While I partially agree, I think the author is missing or underestimating the fact that this is what Europe wants as part of the EU’s possible road to some degree of superpower status. Emphasizing trade with everyone but the United States is a key factor. Without this trade (giving up profitable trade with misbehaving states) is not possible, as it’s this trade that Europe’s economic independence and even vitality is increasingly based upon. Trading with everyone else gives Europe the ability to continue growing at a decent rate, giving them increased independence from American economic cycles and from American pressure, and it will increasingly provide Europe with shelter against the “misdeeds” of the nations with which it trades or with nations those nations influence. (Or, more accurately, economic blocs as the EU is trying to establish.)

Insularity from American economic pressure, from American economic cycles, from American foreign policy, and some degree of ‘protection’ from the bad actors America frets about.
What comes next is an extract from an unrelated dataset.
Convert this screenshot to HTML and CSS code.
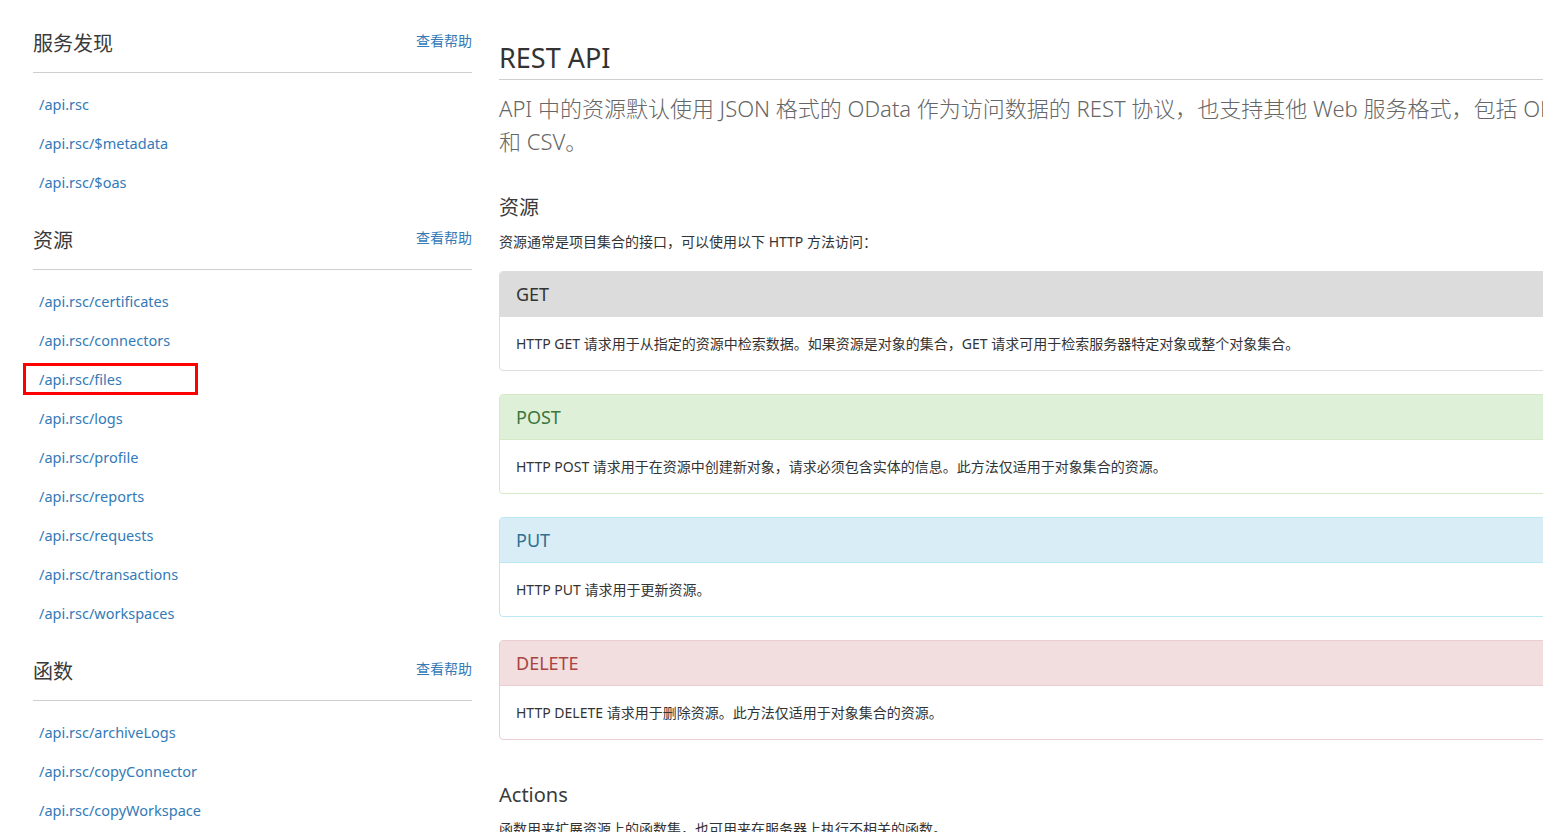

This isn’t the view from all of the EU, but it is from a large portion, particularly those who have been shaping its course in Brussels for over a decade now. It doesn’t matter if we don’t believe they can acquire these things, they do and they actually may. The entire goal is to diminish America’s influence in the world. That’s not whack-job conspiracy theory, that’s straight out of the mouths of the horse herd in Brussels. That American media does not cover these sorts of things is mind-boggling, and that it’s ignored by so many American political writers is jaw-dropping. The EU does not simply want to coalesce and rise, it is actively pursuing strategies of decoupling. Just as the U.S. has slowly shifted its gaze and efforts to Asia (though without the idea of decoupling form Europe), the EU has set its sights on Asia and Africa with the express idea of leaving the U.S. out.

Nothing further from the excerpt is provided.